Gore believes, probably quite sincerely, that he actually won the election: that more Floridians either intended to vote for him (and were thwarted, as in the Palm Beach butterfly ballot), tried to vote for him (as in the inadequately punched dimple ballots), or perhaps even did vote for him (as in some as yet undiscovered hidden trove of Gore votes in some undercounted county somewhere). Because he believes he won, he believes he has to vindicate the "will of the people" — by whatever it takes to win.

Thus every and any step — no matter how much it violates understandings and rules and procedures that were in place on Election Day, no matter how much it violates the elementary notion of not changing rules in the middle of the game — is justified because it will produce the cosmically correct result. Hence:

n The demonstrations orchestrated in Palm Beach to force a revote of those who were confused by the butterfly ballot.

n The attempt to abolish the statutory seven-day deadline for a recount.

n The attempt to change the Palm Beach County rules for counting indented ballots. (Palm Beach had officially decided in 1990 not to count them; Gore went to court and got a judge to force the canvassing board to consider them.)

n The pressure on Broward County to reverse its decision not to recount, and then to change its criteria by which spoiled ballots were counted. (When the recount began, "dimpled" ballots were not considered, in accord with Florida practice. When these did not yield the needed Gore votes, the criteria were twice relaxed.)

n The Democrats’ memo to Gore lawyers in all the counties instructing them how to disqualify absentee overseas — and military — ballots.

Everything and anything to get the votes to win the race to vindicate the "will of the people."
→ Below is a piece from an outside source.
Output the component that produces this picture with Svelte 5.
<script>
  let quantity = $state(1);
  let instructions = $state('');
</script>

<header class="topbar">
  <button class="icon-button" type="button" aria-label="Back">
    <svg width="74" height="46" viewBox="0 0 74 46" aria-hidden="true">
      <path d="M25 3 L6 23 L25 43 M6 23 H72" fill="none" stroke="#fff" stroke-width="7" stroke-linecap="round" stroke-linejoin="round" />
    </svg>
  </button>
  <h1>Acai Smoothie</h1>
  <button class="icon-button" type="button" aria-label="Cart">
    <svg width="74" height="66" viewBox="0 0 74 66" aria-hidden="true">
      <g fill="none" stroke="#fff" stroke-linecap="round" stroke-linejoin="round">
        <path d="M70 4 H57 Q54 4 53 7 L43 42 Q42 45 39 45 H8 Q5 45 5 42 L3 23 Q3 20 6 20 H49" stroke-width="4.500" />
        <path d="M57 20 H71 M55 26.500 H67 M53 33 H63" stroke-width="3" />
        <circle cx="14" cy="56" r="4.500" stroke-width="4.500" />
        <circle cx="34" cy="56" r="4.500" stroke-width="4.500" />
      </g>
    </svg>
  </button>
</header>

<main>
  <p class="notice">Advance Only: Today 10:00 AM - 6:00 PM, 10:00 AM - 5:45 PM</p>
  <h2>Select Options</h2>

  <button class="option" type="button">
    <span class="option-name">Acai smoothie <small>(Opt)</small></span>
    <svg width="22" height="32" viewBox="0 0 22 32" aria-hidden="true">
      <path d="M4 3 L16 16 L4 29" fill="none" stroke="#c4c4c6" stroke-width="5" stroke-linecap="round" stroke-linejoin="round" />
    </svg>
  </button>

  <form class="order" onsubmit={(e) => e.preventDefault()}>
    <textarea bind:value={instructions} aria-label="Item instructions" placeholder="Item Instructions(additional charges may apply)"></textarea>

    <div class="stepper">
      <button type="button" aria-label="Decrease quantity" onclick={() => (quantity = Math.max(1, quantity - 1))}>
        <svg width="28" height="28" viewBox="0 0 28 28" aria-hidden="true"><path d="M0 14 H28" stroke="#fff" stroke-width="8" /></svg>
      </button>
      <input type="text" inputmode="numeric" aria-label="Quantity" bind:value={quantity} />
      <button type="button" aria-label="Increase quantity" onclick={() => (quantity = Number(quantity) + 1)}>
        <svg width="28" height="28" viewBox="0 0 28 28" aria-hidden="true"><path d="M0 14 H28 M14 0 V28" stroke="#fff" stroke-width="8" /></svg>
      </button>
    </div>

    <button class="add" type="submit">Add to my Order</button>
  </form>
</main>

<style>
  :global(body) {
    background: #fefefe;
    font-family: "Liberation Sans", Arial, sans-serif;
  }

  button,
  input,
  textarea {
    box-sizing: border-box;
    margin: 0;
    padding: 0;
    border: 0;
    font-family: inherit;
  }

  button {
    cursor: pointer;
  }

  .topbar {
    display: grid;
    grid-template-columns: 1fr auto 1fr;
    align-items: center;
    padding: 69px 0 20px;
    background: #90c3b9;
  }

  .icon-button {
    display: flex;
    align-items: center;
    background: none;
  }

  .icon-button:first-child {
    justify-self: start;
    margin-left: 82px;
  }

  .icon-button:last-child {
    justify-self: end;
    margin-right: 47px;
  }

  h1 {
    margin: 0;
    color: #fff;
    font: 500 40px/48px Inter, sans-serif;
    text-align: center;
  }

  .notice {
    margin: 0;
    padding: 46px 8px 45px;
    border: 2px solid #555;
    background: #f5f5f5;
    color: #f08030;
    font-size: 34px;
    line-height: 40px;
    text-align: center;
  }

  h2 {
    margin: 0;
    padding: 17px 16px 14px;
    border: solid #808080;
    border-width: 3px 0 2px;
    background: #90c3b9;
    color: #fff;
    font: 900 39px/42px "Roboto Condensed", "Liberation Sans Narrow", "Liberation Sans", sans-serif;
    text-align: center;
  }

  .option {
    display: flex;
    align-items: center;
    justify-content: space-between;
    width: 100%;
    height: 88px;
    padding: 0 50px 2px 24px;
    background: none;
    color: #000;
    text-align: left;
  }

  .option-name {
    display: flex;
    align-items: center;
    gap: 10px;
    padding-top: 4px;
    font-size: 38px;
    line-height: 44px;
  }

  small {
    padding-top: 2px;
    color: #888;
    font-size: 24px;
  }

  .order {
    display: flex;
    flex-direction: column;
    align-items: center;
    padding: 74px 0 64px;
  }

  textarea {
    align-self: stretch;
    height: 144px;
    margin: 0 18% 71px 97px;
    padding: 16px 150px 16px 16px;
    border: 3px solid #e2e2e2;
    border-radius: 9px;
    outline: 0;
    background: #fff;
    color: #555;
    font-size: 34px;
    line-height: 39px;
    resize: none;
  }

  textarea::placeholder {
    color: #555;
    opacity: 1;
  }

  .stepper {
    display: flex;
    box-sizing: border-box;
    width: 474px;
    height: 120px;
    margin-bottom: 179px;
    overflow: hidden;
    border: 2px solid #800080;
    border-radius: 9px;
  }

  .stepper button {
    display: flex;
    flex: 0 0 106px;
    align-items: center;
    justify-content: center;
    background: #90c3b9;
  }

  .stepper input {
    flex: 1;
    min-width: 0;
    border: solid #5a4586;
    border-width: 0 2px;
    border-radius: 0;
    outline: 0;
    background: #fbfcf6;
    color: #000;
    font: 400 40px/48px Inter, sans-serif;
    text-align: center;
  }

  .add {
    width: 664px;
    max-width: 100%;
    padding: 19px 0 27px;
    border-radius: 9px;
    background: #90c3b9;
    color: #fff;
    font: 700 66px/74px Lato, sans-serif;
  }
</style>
The Florida Supreme Court compounded the problem by refusing to recognize the uncertainty principle in this election. It was in a position to put an orderly end to the resulting political uncertainty by recognizing the electoral uncertainty and permitting the existing rules to settle the issue.

Instead, it refused to let go of the notion of the "will of the people" and the court’s presumed role as vindicator of that will. So it made up a new set of rules. The United States Supreme Court will soon decide whether they are contrary to the Constitution or to federal statute. What we can say for sure, however, is that they are contrary to logic.

They claimed that the original, statutory Nov. 14 deadline need not be honored because some counties could not meet it. They then went on to create a new deadline, November 26.

But they knew that Miami-Dade County, which had announced that its recount would require at least 10 days, could not possibly meet the court’s new five-day deadline. Thus their Nov. 26 deadline "disenfranchises" voters of Miami-Dade — the very reason they gave for invalidating the original statutory deadline (it "disenfranchised" those counties that could not meet the time constraints). So how could their deadline be any more valid than the original Nov. 7 deadline they invalidated?

There is no answer to such wanton illogic. The only answer is for some grown-ups, preferably Democratic party elders, to go to Al Gore and say: You lost on election night. You lost on the unofficial first recount. You lost on the certified second recount. Three times, under three sets of rules. The time to search for new votes under yet newer rules is over.